Solved – Tobit model explanation

tobit-regression

We have 100 participants in two groups, $n=50$ in each group. We used an assessment of ability of basic functioning at 4 time-points. The assessment comprises 6 questions, each scored 0 – 5. We do not have individual scores for each question, just total scores that range from 0 – 30. Higher scores indicate better functioning. The problem is that the assessment is very basic and has a significant ceiling effect. Results are very negatively skewed. The majority of participants scored close to 30, especially at the 3 follow-up time-points. It is likely that not all of the participants who scored at the upper limits are truly equal in ability: some of the participants were just about scoring 30 and others scored 30 with ease and would score much higher if it were possible and so the data are censored from above.

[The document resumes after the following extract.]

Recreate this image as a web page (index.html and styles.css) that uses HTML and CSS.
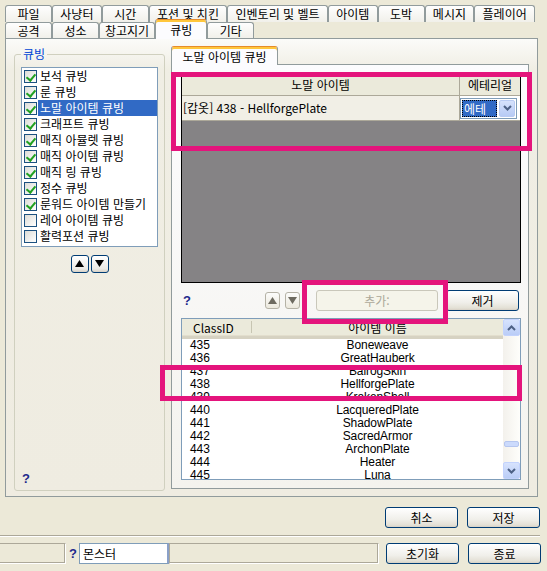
FILE: index.html
```html
<!DOCTYPE html>
<html lang="ko">
<head>
	<meta charset="utf-8">
	<title>큐빙</title>
	<link rel="stylesheet" href="styles.css">
</head>
<body>
	<div class="window">
		<div class="tabs">
			<div class="tab-row back">
				<div class="tab">파일</div>
				<div class="tab">사냥터</div>
				<div class="tab">시간</div>
				<div class="tab">포션 및 치킨</div>
				<div class="tab">인벤토리 및 벨트</div>
				<div class="tab">아이템</div>
				<div class="tab">도박</div>
				<div class="tab">메시지</div>
				<div class="tab">플레이어</div>
			</div>
			<div class="tab-row front">
				<div class="tab">공격</div>
				<div class="tab">성소</div>
				<div class="tab">창고지기</div>
				<div class="tab is-active">큐빙</div>
				<div class="tab">기타</div>
			</div>
		</div>

		<div class="pane">
			<fieldset class="group">
				<legend>큐빙</legend>
				<ul class="checklist">
					<li><span class="check is-on"></span><span class="label">보석 큐빙</span></li>
					<li><span class="check is-on"></span><span class="label">룬 큐빙</span></li>
					<li class="is-selected"><span class="check is-on"></span><span class="label">노말 아이템 큐빙</span></li>
					<li><span class="check is-on"></span><span class="label">크래프트 큐빙</span></li>
					<li><span class="check is-on"></span><span class="label">매직 아뮬렛 큐빙</span></li>
					<li><span class="check is-on"></span><span class="label">매직 아이템 큐빙</span></li>
					<li><span class="check is-on"></span><span class="label">매직 링 큐빙</span></li>
					<li><span class="check is-on"></span><span class="label">정수 큐빙</span></li>
					<li><span class="check is-on"></span><span class="label">룬워드 아이템 만들기</span></li>
					<li><span class="check"></span><span class="label">레어 아이템 큐빙</span></li>
					<li><span class="check"></span><span class="label">활력포션 큐빙</span></li>
				</ul>
				<div class="arrows">
					<button class="mini"><svg width="9" height="8" viewBox="0 0 9 8"><polygon points="4.5,0 9,7 0,7" /></svg></button>
					<button class="mini"><svg width="9" height="8" viewBox="0 0 9 8"><polygon points="0,0 9,0 4.5,7" /></svg></button>
				</div>
				<a class="help group-help">?</a>
			</fieldset>

			<div class="subtabs">
				<div class="subtab-strip">
					<div class="tab is-active">노말 아이템 큐빙</div>
				</div>
				<div class="subpane">
					<div class="grid">
						<div class="grid-head">
							<div class="gcell gname">노말 아이템</div>
							<div class="gcell geth">에테리얼</div>
						</div>
						<div class="grid-row">
							<div class="gcell gname">[갑옷] 438 - HellforgePlate</div>
							<div class="gcell geth">
								<div class="combo">
									<span class="combo-value">에테</span>
									<span class="combo-arrow"><svg width="9" height="6" viewBox="0 0 9 6"><polyline points="1,1 4.5,4.5 8,1" /></svg></span>
								</div>
							</div>
						</div>
						<div class="grid-empty"></div>
					</div>

					<div class="toolbar">
						<a class="help">?</a>
						<div class="minis">
							<button class="mini is-dim"><svg width="9" height="8" viewBox="0 0 9 8"><polygon points="4.5,0 9,7 0,7" /></svg></button>
							<button class="mini is-dim"><svg width="9" height="8" viewBox="0 0 9 8"><polygon points="0,0 9,0 4.5,7" /></svg></button>
						</div>
						<button class="btn add" disabled>추가:</button>
						<button class="btn remove">제거</button>
					</div>

					<div class="listview">
						<div class="lv-main">
							<div class="lv-head">
								<div class="lv-col col-id">ClassID</div>
								<div class="lv-col col-name">아이템 이름</div>
							</div>
							<div class="lv-rows">
								<div class="lv-row"><span class="col-id">435</span><span class="col-name">Boneweave</span></div>
								<div class="lv-row"><span class="col-id">436</span><span class="col-name">GreatHauberk</span></div>
								<div class="lv-row"><span class="col-id">437</span><span class="col-name">BalrogSkin</span></div>
								<div class="lv-row"><span class="col-id">438</span><span class="col-name">HellforgePlate</span></div>
								<div class="lv-row"><span class="col-id">439</span><span class="col-name">KrakenShell</span></div>
								<div class="lv-row"><span class="col-id">440</span><span class="col-name">LacqueredPlate</span></div>
								<div class="lv-row"><span class="col-id">441</span><span class="col-name">ShadowPlate</span></div>
								<div class="lv-row"><span class="col-id">442</span><span class="col-name">SacredArmor</span></div>
								<div class="lv-row"><span class="col-id">443</span><span class="col-name">ArchonPlate</span></div>
								<div class="lv-row"><span class="col-id">444</span><span class="col-name">Heater</span></div>
								<div class="lv-row"><span class="col-id">445</span><span class="col-name">Luna</span></div>
							</div>
						</div>
						<div class="scrollbar">
							<div class="sb-btn"><svg width="9" height="6" viewBox="0 0 9 6"><polyline points="1,5 4.5,1.5 8,5" /></svg></div>
							<div class="sb-track"><div class="sb-thumb"></div></div>
							<div class="sb-btn"><svg width="9" height="6" viewBox="0 0 9 6"><polyline points="1,1 4.5,4.5 8,1" /></svg></div>
						</div>
					</div>
				</div>
			</div>
		</div>

		<div class="actions">
			<button class="btn">취소</button>
			<button class="btn">저장</button>
		</div>
		<div class="sep"></div>
		<div class="status">
			<div class="frame frame-left"></div>
			<a class="help">?</a>
			<div class="edit">몬스터</div>
			<div class="frame frame-wide"></div>
			<button class="btn">초기화</button>
			<button class="btn">종료</button>
		</div>

		<!-- annotation boxes drawn over the screenshot -->
		<div class="mark mark-grid"></div>
		<div class="mark mark-add"></div>
		<div class="mark mark-row"></div>
	</div>
</body>
</html>
```

FILE: styles.css
```css
* {
	box-sizing: border-box;
}

body {
	margin: 0;
	background: #ece9d8;
	font-family: "Noto Sans CJK KR", "Liberation Sans", sans-serif;
	font-size: 12px;
	line-height: 14px;
	color: #000;
}

button {
	font-family: inherit;
	font-size: 12px;
	padding: 0;
	margin: 0;
	color: #000;
}

.window {
	position: relative;
	width: 547px;
	height: 571px;
	overflow: hidden;
}

/* top tab strip */
.tabs {
	padding: 5px 0 0 5px;
}

.tab-row {
	display: flex;
	height: 17px;
}

.tab-row.back {
	width: 530px;
}

.tab-row.front {
	height: 16px;
	position: relative;
	z-index: 2;
}

.tab {
	min-width: 47px;
	height: 100%;
	padding: 0 5px;
	border: 1px solid #919b9c;
	border-bottom: none;
	border-radius: 3px 3px 0 0;
	background: linear-gradient(#fefefe, #f1f0ea);
	text-align: center;
	line-height: 16px;
	white-space: nowrap;
}

.tab-row.back .tab {
	flex: 1 1 auto;
}

.tab.is-active {
	margin-top: -3px;
	height: 20px;
	min-width: 52px;
	background: #fcfcfe;
	border-top-color: #e68b2c;
	box-shadow: inset 0 2px 0 #ffc73c;
	padding-top: 2px;
}

/* main tab pane */
.pane {
	margin-left: 5px;
	width: 533px;
	height: 459px;
	border: 1px solid #919b9c;
	background: linear-gradient(#fbfbf9, #f0eee4 30px, #efece1);
	padding: 7px 8px 0 8px;
	display: flex;
	align-items: flex-start;
	position: relative;
	z-index: 1;
}

/* left group box */
.group {
	width: 151px;
	height: 444px;
	margin: 1px 6px 0 0;
	padding: 0 0 4px 0;
	border: 1px solid #d0d0bf;
	border-radius: 3px;
	display: flex;
	flex-direction: column;
	min-width: 0;
}

.group legend {
	margin-left: 6px;
	padding: 0 2px;
	color: #0046d5;
	line-height: 14px;
}

.checklist {
	list-style: none;
	margin: 6px 0 0 6px;
	padding: 0 0 0 2px;
	width: 137px;
	height: 180px;
	border: 1px solid #7f9db9;
	background: #fff;
}

.checklist li {
	display: flex;
	align-items: center;
	height: 16px;
}

.check {
	position: relative;
	width: 13px;
	height: 13px;
	flex: none;
	border: 1px solid #1c5180;
	background: linear-gradient(135deg, #dcdcd7, #fff);
}

.check.is-on::after {
	content: "";
	position: absolute;
	left: 3px;
	top: 1px;
	width: 4px;
	height: 7px;
	border-right: 2px solid #21a121;
	border-bottom: 2px solid #21a121;
	transform: rotate(40deg);
}

.label {
	flex: 1;
	margin-left: 1px;
	padding-left: 2px;
	height: 16px;
	line-height: 16px;
	white-space: nowrap;
}

.is-selected .label {
	background: #316ac5;
	color: #fff;
}

.arrows {
	display: flex;
	justify-content: center;
	gap: 2px;
	margin-top: 8px;
}

.mini {
	width: 18px;
	height: 18px;
	border: 1px solid #003c74;
	border-radius: 3px;
	background: linear-gradient(#fff, #ecebe6 80%, #d6d0c5);
	display: flex;
	align-items: center;
	justify-content: center;
}

.mini polygon {
	fill: #000;
}

.mini.is-dim {
	width: 15px;
	height: 17px;
	border-color: #b5b2a6;
	background: linear-gradient(#fcfcfb, #ece9de);
}

.mini.is-dim polygon {
	fill: #6d6a60;
}

.help {
	font-family: "Liberation Sans", sans-serif;
	font-weight: bold;
	font-size: 13px;
	color: #1f2a8c;
}

.group-help {
	margin: auto 0 0 7px;
}

/* right tab control */
.subtabs {
	width: 358px;
	display: flex;
	flex-direction: column;
}

.subtab-strip {
	display: flex;
	height: 18px;
	position: relative;
	z-index: 2;
}

.subtab-strip .tab.is-active {
	width: 107px;
	margin-top: 0;
	height: 19px;
	padding: 2px 0 0;
}

.subpane {
	height: 425px;
	border: 1px solid #919b9c;
	background: linear-gradient(#fcfcfe, #f4f3ee);
	padding: 8px 7px 0 9px;
}

/* item grid */
.grid {
	width: 340px;
	height: 210px;
	border: 1px solid #000;
	display: flex;
	flex-direction: column;
	background: #fff;
}

.grid-head,
.grid-row {
	display: flex;
}

.grid-head {
	height: 22px;
}

.grid-row {
	height: 25px;
}

.gcell {
	border-right: 1px solid #aca899;
	border-bottom: 1px solid #aca899;
	display: flex;
	align-items: center;
	white-space: nowrap;
}

.grid-head .gcell {
	justify-content: center;
	background: #ebeadb;
}

.grid-row .gcell {
	background: #f1efe6;
}

.gname {
	width: 278px;
}

.grid-row .gname {
	padding-left: 1px;
}

.geth {
	flex: 1;
	border-right: none;
}

.grid-row .geth {
	background: #fff;
}

.combo {
	width: 57px;
	height: 21px;
	border: 1px solid #7f9db9;
	background: #fff;
	display: flex;
	align-items: center;
	padding: 1px;
}

.combo-value {
	width: 35px;
	height: 17px;
	line-height: 17px;
	padding-left: 2px;
	background: #316ac5;
	color: #fff;
	outline: 1px dotted #000;
	outline-offset: -1px;
}

.combo-arrow {
	margin-left: auto;
	width: 16px;
	height: 17px;
	border: 1px solid #b9cbf3;
	border-radius: 2px;
	background: linear-gradient(#d6e2fc, #b7caf5);
	display: flex;
	align-items: center;
	justify-content: center;
}

.combo-arrow polyline,
.sb-btn polyline {
	fill: none;
	stroke: #4d6185;
	stroke-width: 2;
}

.grid-empty {
	flex: 1;
	background: #858385;
}

/* grid buttons */
.toolbar {
	display: flex;
	align-items: center;
	height: 21px;
	margin-top: 7px;
	padding: 0 2px 0 2px;
}

.minis {
	display: flex;
	gap: 5px;
	margin-left: auto;
}

.btn {
	width: 73px;
	height: 21px;
	border: 1px solid #003c74;
	border-radius: 3px;
	background: linear-gradient(#fff, #f0efea 60%, #e3e0d5 90%, #d6d0c5);
	line-height: 19px;
}

.btn.add {
	width: 122px;
	margin-left: 16px;
	border-color: #c9c7ba;
	background: #f5f4ea;
	color: #aca899;
}

.btn.remove {
	margin-left: 8px;
}

/* class list */
.listview {
	display: flex;
	width: 340px;
	height: 162px;
	margin-top: 7px;
	border: 1px solid #7f9db9;
	background: #fff;
	font-family: "Liberation Sans", "Noto Sans CJK KR", sans-serif;
	font-size: 12px;
	letter-spacing: -0.1px;
}

.lv-main {
	flex: 1;
	overflow: hidden;
}

.lv-head {
	display: flex;
	height: 20px;
	background: #ebeadb;
	border-bottom: 3px solid #d6d2c2;
	box-shadow: inset 0 -1px 0 #e2decd;
}

.lv-col {
	line-height: 17px;
	font-family: "Noto Sans CJK KR", "Liberation Sans", sans-serif;
	font-size: 12px;
	letter-spacing: 0;
}

.lv-head .col-id {
	width: 70px;
	padding-left: 11px;
	border-right: 1px solid #c7c5b2;
	margin: 2px 0 3px;
	line-height: 13px;
}

.lv-head .col-name {
	flex: 1;
	text-align: center;
}

.lv-rows {
	height: 141px;
	overflow: hidden;
}

.lv-row {
	display: flex;
	height: 13px;
	line-height: 13px;
}

.lv-row .col-id {
	width: 70px;
	padding-left: 8px;
}

.lv-row .col-name {
	flex: 1;
	text-align: center;
}

.scrollbar {
	width: 17px;
	display: flex;
	flex-direction: column;
	background: linear-gradient(90deg, #f3f1ec, #fefefb);
}

.sb-btn {
	height: 17px;
	border: 1px solid #c3d3fd;
	border-radius: 2px;
	background: linear-gradient(#d7e3fd, #bacdf7);
	display: flex;
	align-items: center;
	justify-content: center;
}

.sb-track {
	flex: 1;
	display: flex;
	flex-direction: column;
	justify-content: flex-end;
	padding: 0 1px 15px;
}

.sb-thumb {
	height: 6px;
	border: 1px solid #b5c6ef;
	border-radius: 2px;
	background: #cbdafc;
}

/* dialog buttons */
.actions {
	display: flex;
	justify-content: flex-end;
	gap: 9px;
	width: 547px;
	padding-right: 7px;
	margin-top: 10px;
}

.sep {
	width: 540px;
	height: 2px;
	margin-top: 7px;
	border-top: 1px solid #aca899;
	border-bottom: 1px solid #fff;
}

.status {
	display: flex;
	align-items: center;
	height: 21px;
	margin-top: 6px;
}

.frame {
	height: 21px;
	border: 1px solid #aca899;
	border-right-color: #fff;
	border-bottom-color: #fff;
	box-shadow: inset -1px -1px 0 #aca899;
}

.frame-left {
	width: 66px;
	border-left: none;
}

.status .help {
	width: 11px;
	padding-left: 3px;
}

.edit {
	width: 90px;
	height: 21px;
	margin-left: 2px;
	border: 1px solid #7f9db9;
	border-right: 2px solid #8aa0c8;
	background: #fff;
	padding-left: 3px;
	line-height: 19px;
}

.frame-wide {
	width: 210px;
}

.status .btn {
	margin-left: 7px;
}

.status .btn + .btn {
	margin-left: 9px;
}

/* annotation boxes */
.mark {
	position: absolute;
	border: 5px solid #e4147c;
	z-index: 5;
}

.mark-grid {
	left: 171px;
	top: 72px;
	width: 361px;
	height: 79px;
}

.mark-add {
	left: 302px;
	top: 280px;
	width: 146px;
	height: 44px;
}

.mark-row {
	left: 160px;
	top: 365px;
	width: 362px;
	height: 36px;
}
```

I want to compare the two groups and over time but obviously this is very difficult given the nature of the results. Transformations of any kind make no difference. I have been advised that the Tobit model is the best equipped for this assessment and I can run the analysis in R using examples from Arne Henningen’s paper, Estimating censored regression models in R using the censReg package.

However, I have only a basic knowledge of statistics and have found information on the Tobit model to be quite complicated. I need to be able to explain this model in plain language and I cannot find a plain language, nuts and bolts explanation as to what the Tobit model actually does and how. Can anyone explain the Tobit model or point me in the direction of a readable reference without complicated statistical and mathematical explanations?

Extremely grateful for any help

Best Answer

The wiki describes the Tobit model as follows:

$$y_i = \begin{cases} y_i^* &\text{if} \quad y_i^* > 0 \\ \ 0 &\text{if} \quad y_i^* \le 0 \end{cases}$$

$$y_i^* = \beta x_i + u_i$$

$$u_i \sim N(0,\sigma^2)$$

I will adapt the above model with to your context and offer a plain english interpretation of the equations which may be helpful.

$$y_i = \begin{cases}\ y_i^* &\text{if} \quad y_i^* \le 30 \\ 30 &\text{if} \quad y_i^* > 30 \end{cases}$$

$$y_i^* = \beta x_i + u_i$$

$$u_i \sim N(0,\sigma^2)$$

In the above set of equations, $y_i^*$ represents a subject's ability. Thus, the first set of equations state the following:

  1. Our measurements of ability is cut-off on the higher side at 30 (i.e., we capture the ceiling effect). In other words, if a person's ability is greater than 30 then our measurement instrument fails to record the actual value but instead records 30 for that person. Note that the model states $y_i = 30 \quad \text{if} \quad y_i^* > 30$.

  2. If on the other hand a person's ability is less than 30 then our measurement instrument is capable of recording the actual measurement. Note that the model states $y_i = y_i^* \quad \text{if} \quad y_i^* \le 30$.

  3. We model the ability, $y_i^*$, as a linear function of our covariates $x_i$ and an associated error term to capture noise.

I hope that is helpful. If some aspect is not clear feel free to ask in the comments.